Mohammed al Bashir, scelto dal capo dei ribelli jihadisti, come primo ministro di transizione in Siria, è un ingegnere laureato in Sharia, la dura legge del Corano. Non sarà facile pacificare il Paese, puzzle di etnie, confessioni, gruppi armati ed evitare una balcanizzazione o spaccatura alla libica. Mohamed al Jallali, il premier del regime di Assad rimasto a Damasco per il passaggio dei poteri, è stato subito messo da parte. Il nuovo premier è un fedelissimo di Abu Mohammad al Jolani, nome di battaglia del leader di Hayat Tahrir al Sham, la forza trainante jihadista entrata a Damasco. Al Bashir, classe '83, oppositore della prima ora, si è fatto le ossa a Idlib, dove si erano ritirate le forze ribelli, che sembravano sconfitte da Assad grazie a russi, Hezbollah e iraniani. Ingegnere elettronico laureato in Sharia nel 2021 era direttore dell'educazione islamica del governo d'opposizione di Salvezza nazionale. Un sistema stabile nell'area controllata dai ribelli al confine con la Turchia, ma autoritario. Nel gennaio del 2024 la shura, il direttorio islamico del governo di Salvezza, lo ha nominato primo ministro. Da ieri è il premier di tutta la Siria e come primo atto di transizione, non stupido, è stata annunciata l'amnistia per i soldati di Assad che erano in servizio di leva.

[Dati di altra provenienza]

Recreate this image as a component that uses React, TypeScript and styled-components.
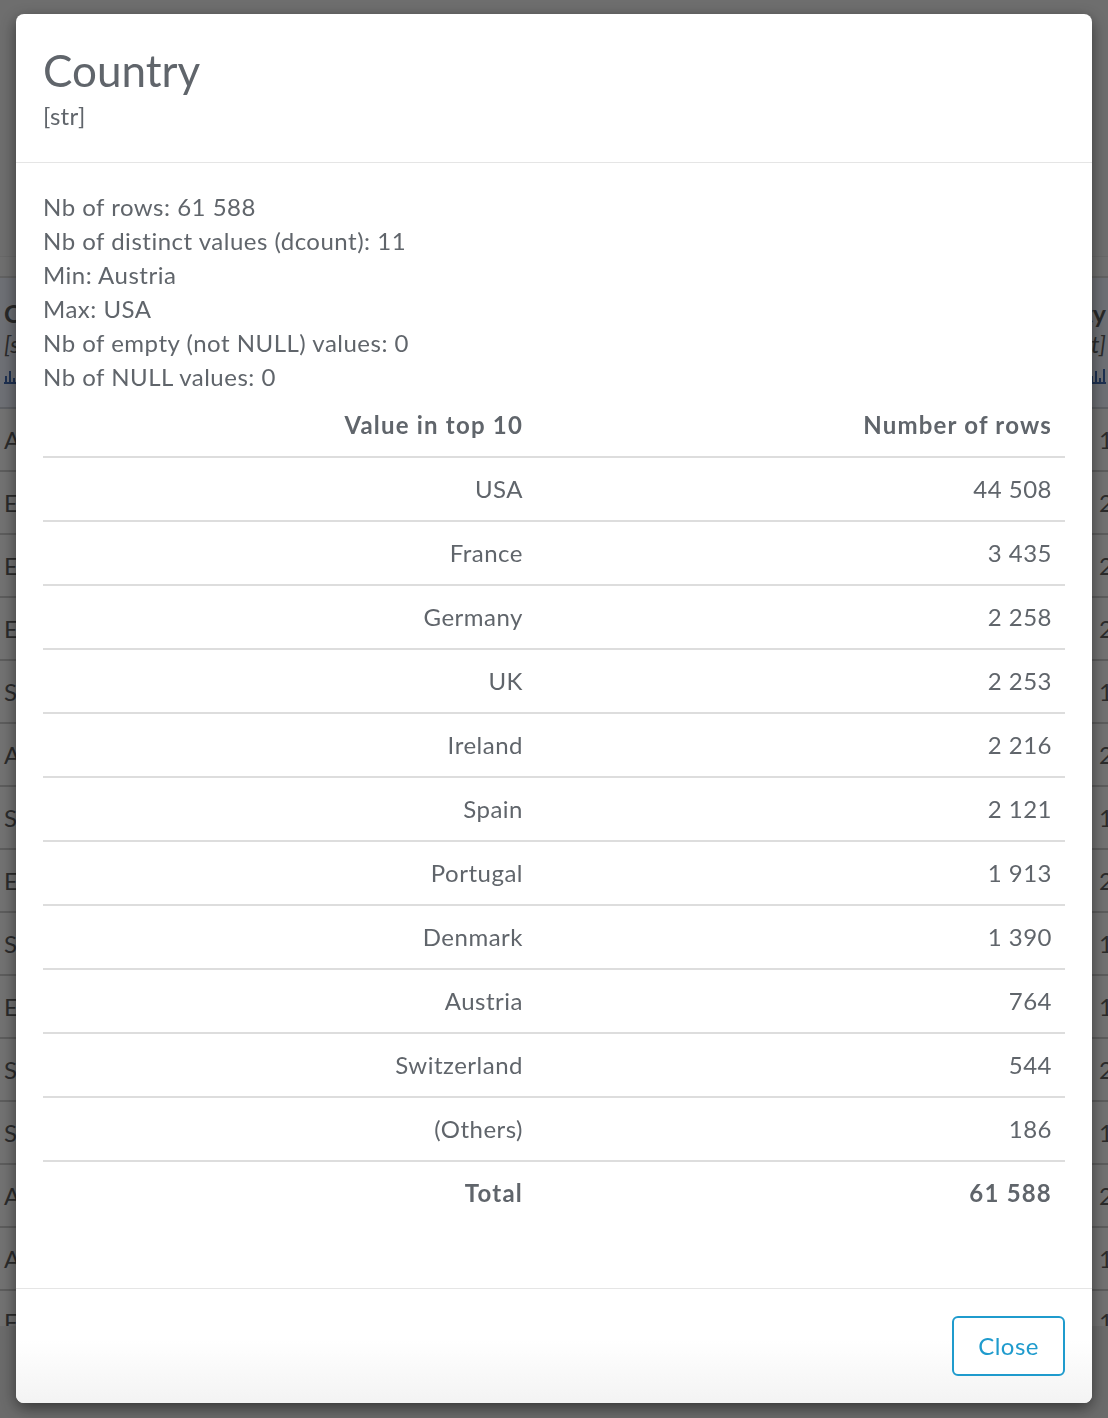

Il primo ostacolo alla stabilità del Paese sono i gruppi armati con alle spalle una dozzina d'anni di guerra civile. La stessa formazione che appare vincente, l'Hayat Tahrir al Sham (Hts), il Comitato di liberazione del Levante, è nata, dopo aver preso le distanze da Al Qaida, da una fusione di gruppi ben diversi fra loro. L'Harakat Nour al Din al Zinki, un tempo pilotato dagli Usa, Liwa al Haq, che voleva l'instaurazione dello Stato islamico oltre a Jaysh al Sunna e Jabhat Ansar al Din, che hanno come obiettivo la riconquista di Gerusalemme. Quest'unione ha consolidato il governo di Salvezza nazionale a Idlib, da dove salta fuori il nuovo premier siriano di transizione. Hts però non è l'unica forza jihadista. Lo sconfitto Stato islamico non è mai morto e ha ancora basi e cellule a cominciare dalla zona centrale desertica di Palmira. Gli americani, negli ultimi giorni, hanno bombardato 75 obiettivi dell'Isis per evitare che i seguaci del Califfato approfittassero della caduta del regime. A Sud di Damasco ci sono i drusi di As Suwayda e i sunniti di Daraa, autonomi rispetto ai nuovi padroni di Damasco. La zona nord orientale del paese, che confina con Irak e Turchia, è in mano alle Forze democratiche siriane composte soprattutto dai miliziani curdi dello Ypg, ma anche da formazioni assire e arabe. Le Fds conterebbero su 30mila combattenti e molti sono donne. I curdi, appoggiati dagli Usa hanno liberato Raqqa, la storica capitale dello Stato islamico. Ieri i curdi hanno ribadito che «dobbiamo essere inclusi in tutti i dibattiti e discussioni sul futuro della Siria». Non la pensa così l'Esercito nazionale siriano, armato e finanziato da Ankara, che ha arruolato turcomanni, jihadisti e i resti del Free syrian army, il primo gruppo armato, all'inizio sponsorizzato dagli Usa. I giannizzeri della Turchia, accusati di crimini di guerra, hanno appoggiato l'avanzata dell'Hts ad Aleppo per poi concentrarsi contro i curdi cacciandoli da Tal Rifaat, nel Nord. E avrebbero anche conquistato, dopo violenti combattimenti, la roccaforte di Manbij.
La Turchia vuole una zona cuscinetto e farla finita con lo Ypg accusato di terrorismo. Il rischio è che la Siria si balcanizzi con milizie contrapposte o si spezzi in due, come in Libia, fra l'Est curdo filo occidentale e l'Ovest arabo filo jihadista.